Both the UK and the US have provision in their tax rules to allow credit for taxes paid in other countries. In addition there is a tax treaty between the UK and US designed to reduce double taxation. However, because of the differences between the two tax systems - the rates that are applied, the allowances that are available and the conditions attached - you may end up suffering double taxation. However, with proper planning the impact of this can be reduced and perhaps eliminated.
If you are a US citizen or resident alien, the rules for filing income, estate and gift tax returns are generally the same whether you are in the United States or abroad.
The filing limits vary depending on your precise circumstances, but even those on fairly low incomes are are still quite likely to need to file. For example you will need to file if:
i) you are self employed and your income is above $400; or
ii) you file as married, filing spearately and your income is above $3,800
If you file on a calendar year basis, your return will be due by 15 April together with any tax due. However, if you are living outside the US you will generally be allowed an automatic 2 month extension. You may also be able to claim a further extension.
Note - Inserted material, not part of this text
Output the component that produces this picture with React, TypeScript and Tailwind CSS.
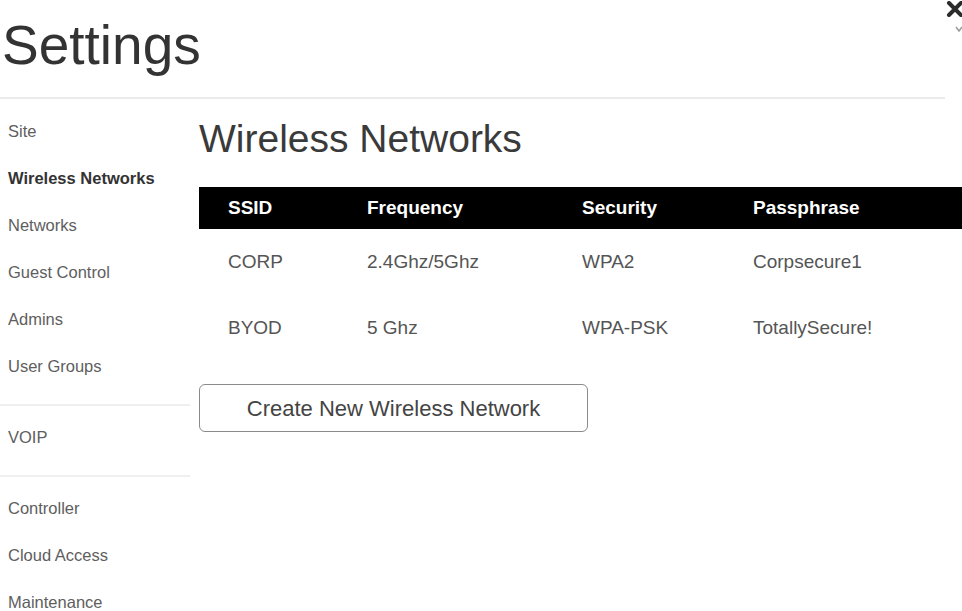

Foreign Earned Income and Housing Exclusions
If you meet certain requirements you may qualify for the foreign earned income exclusion and the foreign housing deduction. This entitles you to exclude $91,400 of your foreign earnings. Note that this exclusion applies only to income you receive for services you perform. Income from investments (interest, dividends or capital gains) cannot be excluded.
In order to claim the foreign income exclusion you must meet the following three requirements:-
1. Your tax home must be in a foreign country.
2. You must have foreign earned income.
3. You must be either:
a. A US citizen who is a bona fide resident of a foreign country or countries for an uninterrupted period that includes an entire tax year.
b. A US resident alien who is a citizen or national of a country with which the US has an income treaty in effect and who is a bona fide resident of a foreign country or countries for an uninterrupted period that includes an entire tax year.
c. A US citizen or a US resident alien who is physically present in a foreign country or countries for at least 330 full days during any period of 12 consecutive months.
You may also be able to claim a deduction or exclusion from gross income for part of your housing amount if your tax home is in a foreign country.
Thus for example if your only income was foreign earned income of $100,000 and you meet the qualifying tests, you could exclude $95,100 of income and include $4,900 in your adjusted gross income.
Tax Credit or Deduction
You can also take either a deduction or a credit for income taxes paid in the UK. Taken as a deduction, foreign income taxes reduce your taxable income. Taken as a credit, foreign income taxes reduce your tax liability. In most cases it will be to your advantage to take foreign income taxes as a tax credit, which subtract directly from your US tax liability, but this will not always be the case.
You cannot take a credit or reduction for foreign income taxes paid on earnings you exclude from tax. Therefore if the whole of your income is excluded under the foreign earned income exclusion, you cannot deduct or take credit for any of the foreign taxes paid on your wages.
If only a part of your wages is excluded, you cannot deduct or take credit for the foreign taxes allocable to the excluded part.
You need to calculate the available tax credit separately for both earned income and passive or unearned income (interest, dividends, rents etc). In addition the foreign tax credit is limited to the part of your total US tax that is in proportion to your taxable income from sources outside the US.